### Information supplied
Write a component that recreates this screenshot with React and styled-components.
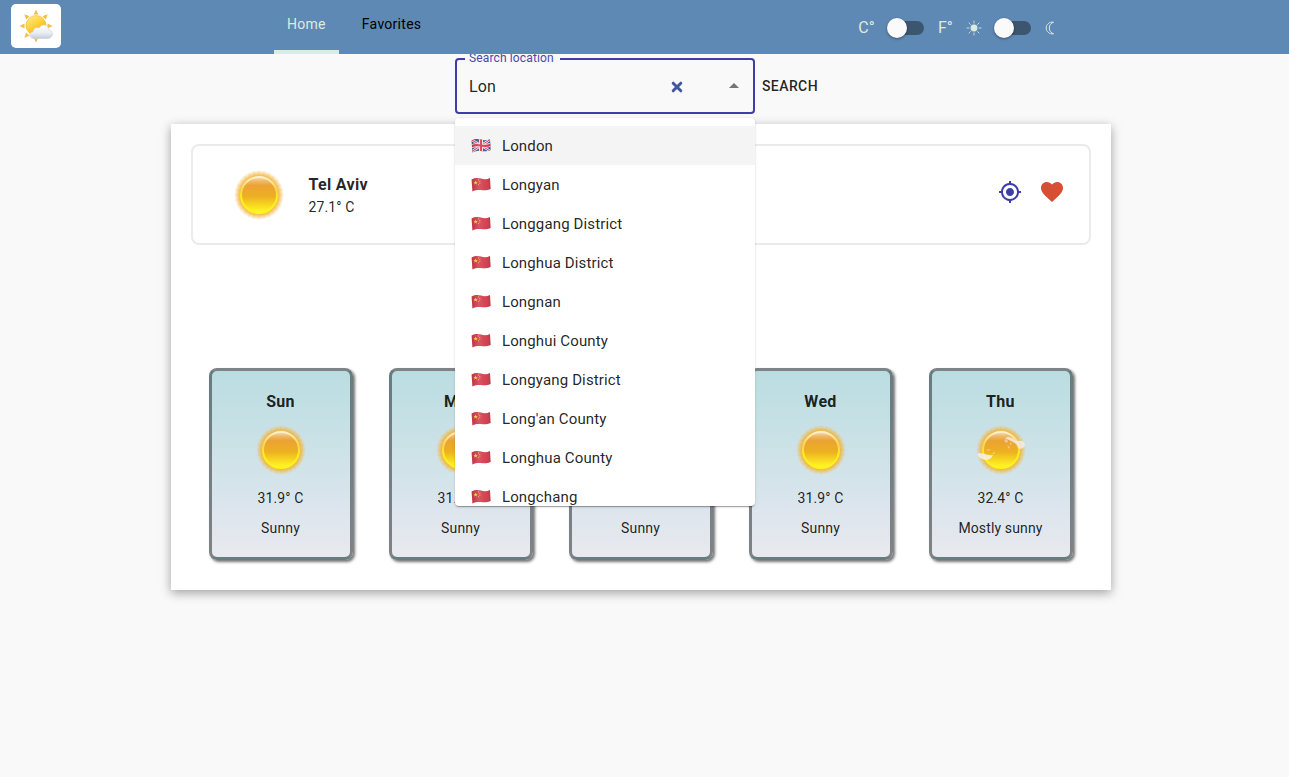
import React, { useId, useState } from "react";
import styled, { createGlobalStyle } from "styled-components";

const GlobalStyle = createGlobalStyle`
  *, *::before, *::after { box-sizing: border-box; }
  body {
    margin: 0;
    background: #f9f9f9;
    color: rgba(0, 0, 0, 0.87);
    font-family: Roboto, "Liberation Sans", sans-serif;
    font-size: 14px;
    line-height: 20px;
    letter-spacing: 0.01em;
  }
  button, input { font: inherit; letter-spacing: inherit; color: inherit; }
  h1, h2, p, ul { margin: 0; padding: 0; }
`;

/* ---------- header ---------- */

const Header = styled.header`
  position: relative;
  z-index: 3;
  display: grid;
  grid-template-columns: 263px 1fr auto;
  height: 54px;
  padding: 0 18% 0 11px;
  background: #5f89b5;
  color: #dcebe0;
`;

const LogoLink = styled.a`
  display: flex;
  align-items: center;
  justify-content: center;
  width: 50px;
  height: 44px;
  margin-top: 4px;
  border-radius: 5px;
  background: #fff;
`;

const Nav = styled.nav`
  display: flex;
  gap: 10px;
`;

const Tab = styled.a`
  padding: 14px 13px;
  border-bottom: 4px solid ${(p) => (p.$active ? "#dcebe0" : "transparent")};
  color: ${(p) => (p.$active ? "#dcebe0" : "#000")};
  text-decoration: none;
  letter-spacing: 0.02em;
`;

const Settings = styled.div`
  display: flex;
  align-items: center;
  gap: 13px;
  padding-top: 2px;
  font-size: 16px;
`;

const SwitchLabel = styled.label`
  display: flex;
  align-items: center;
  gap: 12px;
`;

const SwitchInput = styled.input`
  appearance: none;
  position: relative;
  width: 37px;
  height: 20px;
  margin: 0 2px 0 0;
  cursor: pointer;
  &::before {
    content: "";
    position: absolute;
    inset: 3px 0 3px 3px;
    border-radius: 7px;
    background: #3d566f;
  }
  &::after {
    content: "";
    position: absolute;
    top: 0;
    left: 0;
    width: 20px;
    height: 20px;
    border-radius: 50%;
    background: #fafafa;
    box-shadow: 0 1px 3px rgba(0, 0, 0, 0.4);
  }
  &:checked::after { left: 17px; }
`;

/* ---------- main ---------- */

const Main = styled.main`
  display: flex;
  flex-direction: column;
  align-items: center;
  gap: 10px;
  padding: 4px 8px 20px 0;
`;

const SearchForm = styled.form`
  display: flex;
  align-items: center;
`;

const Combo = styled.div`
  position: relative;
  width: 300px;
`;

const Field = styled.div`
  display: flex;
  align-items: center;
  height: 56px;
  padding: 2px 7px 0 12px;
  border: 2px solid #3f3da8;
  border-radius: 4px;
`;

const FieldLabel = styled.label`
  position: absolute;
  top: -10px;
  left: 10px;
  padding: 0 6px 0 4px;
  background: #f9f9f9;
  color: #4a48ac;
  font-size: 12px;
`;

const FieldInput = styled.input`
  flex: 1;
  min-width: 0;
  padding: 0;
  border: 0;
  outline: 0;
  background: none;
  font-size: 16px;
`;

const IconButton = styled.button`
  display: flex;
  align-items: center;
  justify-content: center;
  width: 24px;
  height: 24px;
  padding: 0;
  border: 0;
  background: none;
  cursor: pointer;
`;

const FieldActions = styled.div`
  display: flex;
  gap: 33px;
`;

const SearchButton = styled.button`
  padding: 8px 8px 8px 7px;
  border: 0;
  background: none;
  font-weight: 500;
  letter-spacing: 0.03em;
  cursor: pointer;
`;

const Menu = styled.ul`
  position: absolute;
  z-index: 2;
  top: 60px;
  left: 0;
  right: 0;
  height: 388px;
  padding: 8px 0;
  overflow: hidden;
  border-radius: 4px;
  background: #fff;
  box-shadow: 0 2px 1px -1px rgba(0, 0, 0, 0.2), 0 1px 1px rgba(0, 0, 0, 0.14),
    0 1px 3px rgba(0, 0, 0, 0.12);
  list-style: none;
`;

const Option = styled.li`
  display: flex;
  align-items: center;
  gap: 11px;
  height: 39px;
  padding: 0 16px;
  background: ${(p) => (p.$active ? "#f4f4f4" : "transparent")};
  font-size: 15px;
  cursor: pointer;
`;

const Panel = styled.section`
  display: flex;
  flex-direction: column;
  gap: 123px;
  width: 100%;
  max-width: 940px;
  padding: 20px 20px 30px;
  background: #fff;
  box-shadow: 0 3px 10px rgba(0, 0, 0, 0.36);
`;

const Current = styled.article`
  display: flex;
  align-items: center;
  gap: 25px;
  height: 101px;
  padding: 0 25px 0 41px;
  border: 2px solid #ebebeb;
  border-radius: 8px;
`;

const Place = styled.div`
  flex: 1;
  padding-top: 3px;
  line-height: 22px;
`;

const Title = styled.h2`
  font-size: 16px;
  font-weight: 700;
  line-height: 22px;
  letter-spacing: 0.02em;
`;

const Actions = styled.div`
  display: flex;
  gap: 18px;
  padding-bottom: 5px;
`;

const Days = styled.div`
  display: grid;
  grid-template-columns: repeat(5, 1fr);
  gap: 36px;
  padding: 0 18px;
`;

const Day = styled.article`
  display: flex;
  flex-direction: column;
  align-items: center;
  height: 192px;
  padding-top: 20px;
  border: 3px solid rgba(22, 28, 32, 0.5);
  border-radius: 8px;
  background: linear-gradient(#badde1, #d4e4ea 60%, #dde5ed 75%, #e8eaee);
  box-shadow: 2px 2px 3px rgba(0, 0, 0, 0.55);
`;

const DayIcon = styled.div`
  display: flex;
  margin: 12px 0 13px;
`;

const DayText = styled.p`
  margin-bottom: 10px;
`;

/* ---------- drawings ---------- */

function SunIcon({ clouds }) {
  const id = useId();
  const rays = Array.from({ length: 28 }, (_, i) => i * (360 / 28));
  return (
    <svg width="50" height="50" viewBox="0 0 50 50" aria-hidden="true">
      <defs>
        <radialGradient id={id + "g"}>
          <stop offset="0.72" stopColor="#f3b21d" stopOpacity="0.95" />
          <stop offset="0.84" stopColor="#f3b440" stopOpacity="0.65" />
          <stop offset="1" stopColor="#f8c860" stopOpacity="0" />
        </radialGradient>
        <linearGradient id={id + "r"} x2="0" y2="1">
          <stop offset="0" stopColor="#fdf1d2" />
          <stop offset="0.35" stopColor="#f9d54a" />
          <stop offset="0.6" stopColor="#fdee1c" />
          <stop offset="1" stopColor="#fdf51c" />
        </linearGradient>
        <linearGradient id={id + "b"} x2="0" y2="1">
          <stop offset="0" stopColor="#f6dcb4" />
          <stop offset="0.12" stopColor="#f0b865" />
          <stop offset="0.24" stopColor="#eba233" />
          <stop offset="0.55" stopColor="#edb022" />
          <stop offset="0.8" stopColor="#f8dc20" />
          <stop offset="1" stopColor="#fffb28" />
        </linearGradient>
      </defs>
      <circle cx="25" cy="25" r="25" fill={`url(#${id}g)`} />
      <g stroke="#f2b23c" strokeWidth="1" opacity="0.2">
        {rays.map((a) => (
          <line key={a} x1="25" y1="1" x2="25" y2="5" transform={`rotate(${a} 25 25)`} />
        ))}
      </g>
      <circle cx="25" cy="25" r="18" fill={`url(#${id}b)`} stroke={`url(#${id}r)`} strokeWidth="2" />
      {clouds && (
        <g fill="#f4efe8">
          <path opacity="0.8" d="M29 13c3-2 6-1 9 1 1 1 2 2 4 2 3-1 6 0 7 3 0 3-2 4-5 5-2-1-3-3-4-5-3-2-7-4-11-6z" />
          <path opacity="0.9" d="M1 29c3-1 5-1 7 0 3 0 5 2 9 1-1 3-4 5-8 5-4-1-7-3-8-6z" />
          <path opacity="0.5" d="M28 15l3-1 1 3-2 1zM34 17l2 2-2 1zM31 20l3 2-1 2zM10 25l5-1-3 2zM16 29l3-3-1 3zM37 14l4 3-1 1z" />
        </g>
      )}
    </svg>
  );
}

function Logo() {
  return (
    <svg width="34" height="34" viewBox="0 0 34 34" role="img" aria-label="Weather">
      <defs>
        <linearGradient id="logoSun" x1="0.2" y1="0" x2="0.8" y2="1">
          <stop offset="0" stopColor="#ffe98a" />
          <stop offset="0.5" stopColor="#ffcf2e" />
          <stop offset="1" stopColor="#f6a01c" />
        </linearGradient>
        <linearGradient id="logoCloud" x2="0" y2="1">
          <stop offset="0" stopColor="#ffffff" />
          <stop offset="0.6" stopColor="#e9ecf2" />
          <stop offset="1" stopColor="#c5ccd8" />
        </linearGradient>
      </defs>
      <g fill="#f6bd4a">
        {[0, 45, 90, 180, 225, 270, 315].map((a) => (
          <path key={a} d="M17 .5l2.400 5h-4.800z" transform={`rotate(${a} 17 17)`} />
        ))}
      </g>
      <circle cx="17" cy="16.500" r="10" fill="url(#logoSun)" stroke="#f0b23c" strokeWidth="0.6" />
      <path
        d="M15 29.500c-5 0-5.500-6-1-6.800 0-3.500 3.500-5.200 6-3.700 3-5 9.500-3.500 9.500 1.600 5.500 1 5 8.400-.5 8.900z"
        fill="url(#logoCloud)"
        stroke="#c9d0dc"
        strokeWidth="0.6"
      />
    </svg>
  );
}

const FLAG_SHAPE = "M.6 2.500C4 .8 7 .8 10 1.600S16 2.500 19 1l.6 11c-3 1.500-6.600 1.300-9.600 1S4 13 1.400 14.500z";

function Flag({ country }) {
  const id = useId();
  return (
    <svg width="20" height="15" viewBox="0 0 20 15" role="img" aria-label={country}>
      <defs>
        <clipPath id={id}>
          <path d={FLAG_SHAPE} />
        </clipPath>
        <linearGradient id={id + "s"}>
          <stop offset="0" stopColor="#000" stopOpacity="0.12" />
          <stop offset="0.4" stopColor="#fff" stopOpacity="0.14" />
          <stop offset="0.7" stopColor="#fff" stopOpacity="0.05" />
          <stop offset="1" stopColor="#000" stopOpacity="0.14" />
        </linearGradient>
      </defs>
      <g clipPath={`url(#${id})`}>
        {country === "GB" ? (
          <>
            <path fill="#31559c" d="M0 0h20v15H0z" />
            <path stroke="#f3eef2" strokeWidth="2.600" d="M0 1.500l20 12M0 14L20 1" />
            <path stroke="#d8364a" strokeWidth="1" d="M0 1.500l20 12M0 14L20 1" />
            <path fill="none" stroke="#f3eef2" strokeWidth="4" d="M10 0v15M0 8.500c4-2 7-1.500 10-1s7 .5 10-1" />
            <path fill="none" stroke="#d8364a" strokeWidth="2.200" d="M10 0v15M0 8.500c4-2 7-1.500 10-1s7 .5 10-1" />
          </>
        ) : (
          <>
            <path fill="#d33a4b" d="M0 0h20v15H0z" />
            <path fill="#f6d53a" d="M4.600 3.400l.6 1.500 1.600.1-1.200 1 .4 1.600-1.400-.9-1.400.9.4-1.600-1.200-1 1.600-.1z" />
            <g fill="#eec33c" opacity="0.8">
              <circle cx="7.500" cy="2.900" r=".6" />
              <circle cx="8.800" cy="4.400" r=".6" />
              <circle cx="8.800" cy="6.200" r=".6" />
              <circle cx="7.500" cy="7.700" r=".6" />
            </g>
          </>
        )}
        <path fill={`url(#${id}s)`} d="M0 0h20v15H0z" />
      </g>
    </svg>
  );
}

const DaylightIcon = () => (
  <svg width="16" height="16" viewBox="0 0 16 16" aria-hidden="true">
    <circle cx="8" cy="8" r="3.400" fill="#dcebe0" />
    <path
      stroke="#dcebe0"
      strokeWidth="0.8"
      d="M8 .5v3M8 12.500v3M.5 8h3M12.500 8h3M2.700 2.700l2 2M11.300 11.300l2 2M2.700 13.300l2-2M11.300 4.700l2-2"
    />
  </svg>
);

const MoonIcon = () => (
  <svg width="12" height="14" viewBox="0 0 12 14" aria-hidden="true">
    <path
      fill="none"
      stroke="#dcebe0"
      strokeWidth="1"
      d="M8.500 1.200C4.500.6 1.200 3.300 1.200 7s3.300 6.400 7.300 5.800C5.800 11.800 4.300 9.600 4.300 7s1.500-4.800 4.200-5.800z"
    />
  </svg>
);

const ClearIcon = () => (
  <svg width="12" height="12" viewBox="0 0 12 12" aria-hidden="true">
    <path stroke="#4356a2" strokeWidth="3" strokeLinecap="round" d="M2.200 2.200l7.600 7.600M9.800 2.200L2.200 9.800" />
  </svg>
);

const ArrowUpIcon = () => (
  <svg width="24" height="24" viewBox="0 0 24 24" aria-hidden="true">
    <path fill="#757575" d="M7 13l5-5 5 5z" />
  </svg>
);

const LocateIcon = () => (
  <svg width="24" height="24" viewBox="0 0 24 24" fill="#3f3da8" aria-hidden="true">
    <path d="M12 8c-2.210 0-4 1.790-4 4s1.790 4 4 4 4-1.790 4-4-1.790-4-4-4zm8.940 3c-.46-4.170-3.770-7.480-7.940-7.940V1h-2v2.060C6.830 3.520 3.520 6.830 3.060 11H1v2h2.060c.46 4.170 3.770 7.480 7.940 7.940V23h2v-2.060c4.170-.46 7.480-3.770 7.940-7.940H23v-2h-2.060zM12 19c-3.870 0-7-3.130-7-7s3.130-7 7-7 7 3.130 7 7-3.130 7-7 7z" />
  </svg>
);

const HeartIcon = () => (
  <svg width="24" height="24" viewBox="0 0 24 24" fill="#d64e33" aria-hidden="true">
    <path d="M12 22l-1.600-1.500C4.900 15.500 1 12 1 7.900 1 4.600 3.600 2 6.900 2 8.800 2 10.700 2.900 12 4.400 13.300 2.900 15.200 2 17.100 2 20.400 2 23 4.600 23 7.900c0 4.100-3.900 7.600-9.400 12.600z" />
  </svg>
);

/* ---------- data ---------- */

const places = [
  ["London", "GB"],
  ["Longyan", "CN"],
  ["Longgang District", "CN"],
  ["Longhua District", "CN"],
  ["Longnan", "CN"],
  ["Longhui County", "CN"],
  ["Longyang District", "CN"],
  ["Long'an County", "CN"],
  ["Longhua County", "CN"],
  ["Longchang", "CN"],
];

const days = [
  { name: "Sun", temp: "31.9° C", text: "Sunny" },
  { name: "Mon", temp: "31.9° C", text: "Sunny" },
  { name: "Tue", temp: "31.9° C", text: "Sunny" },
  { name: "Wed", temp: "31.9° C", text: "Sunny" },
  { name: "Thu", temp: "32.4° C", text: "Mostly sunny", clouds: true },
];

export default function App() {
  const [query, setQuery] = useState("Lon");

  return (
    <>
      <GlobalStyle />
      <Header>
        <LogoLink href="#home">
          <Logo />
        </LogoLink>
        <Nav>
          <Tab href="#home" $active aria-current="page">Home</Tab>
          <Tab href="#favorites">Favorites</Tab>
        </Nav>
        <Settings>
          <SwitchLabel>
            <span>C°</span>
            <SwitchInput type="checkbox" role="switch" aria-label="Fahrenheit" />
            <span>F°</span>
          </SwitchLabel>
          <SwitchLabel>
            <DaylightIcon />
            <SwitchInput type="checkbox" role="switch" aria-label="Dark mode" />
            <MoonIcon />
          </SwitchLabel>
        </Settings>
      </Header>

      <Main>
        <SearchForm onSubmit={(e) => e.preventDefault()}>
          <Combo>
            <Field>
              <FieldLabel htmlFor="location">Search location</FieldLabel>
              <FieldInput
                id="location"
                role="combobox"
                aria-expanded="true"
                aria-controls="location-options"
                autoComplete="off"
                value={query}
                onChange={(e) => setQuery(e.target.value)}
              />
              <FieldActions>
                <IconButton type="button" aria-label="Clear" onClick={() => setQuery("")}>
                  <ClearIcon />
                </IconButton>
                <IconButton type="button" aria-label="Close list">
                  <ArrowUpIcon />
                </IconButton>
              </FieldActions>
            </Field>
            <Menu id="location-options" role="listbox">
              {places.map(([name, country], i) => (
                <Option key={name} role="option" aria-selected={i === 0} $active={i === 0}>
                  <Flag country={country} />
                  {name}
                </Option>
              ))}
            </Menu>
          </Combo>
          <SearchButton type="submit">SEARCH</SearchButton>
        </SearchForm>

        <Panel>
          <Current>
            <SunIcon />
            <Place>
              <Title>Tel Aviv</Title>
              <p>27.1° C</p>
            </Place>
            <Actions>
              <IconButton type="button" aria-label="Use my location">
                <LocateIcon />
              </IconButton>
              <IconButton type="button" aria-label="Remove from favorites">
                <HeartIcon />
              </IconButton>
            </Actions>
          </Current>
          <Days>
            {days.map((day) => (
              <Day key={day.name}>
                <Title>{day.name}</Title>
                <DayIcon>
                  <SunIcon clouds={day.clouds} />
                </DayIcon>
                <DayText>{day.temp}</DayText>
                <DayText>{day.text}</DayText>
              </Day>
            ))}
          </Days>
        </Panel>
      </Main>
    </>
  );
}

### What is being asked
Find every line above that contains the word "components", and return each one.

### Exercise solution
Write a component that recreates this screenshot with React and styled-components.
import styled, { createGlobalStyle } from "styled-components";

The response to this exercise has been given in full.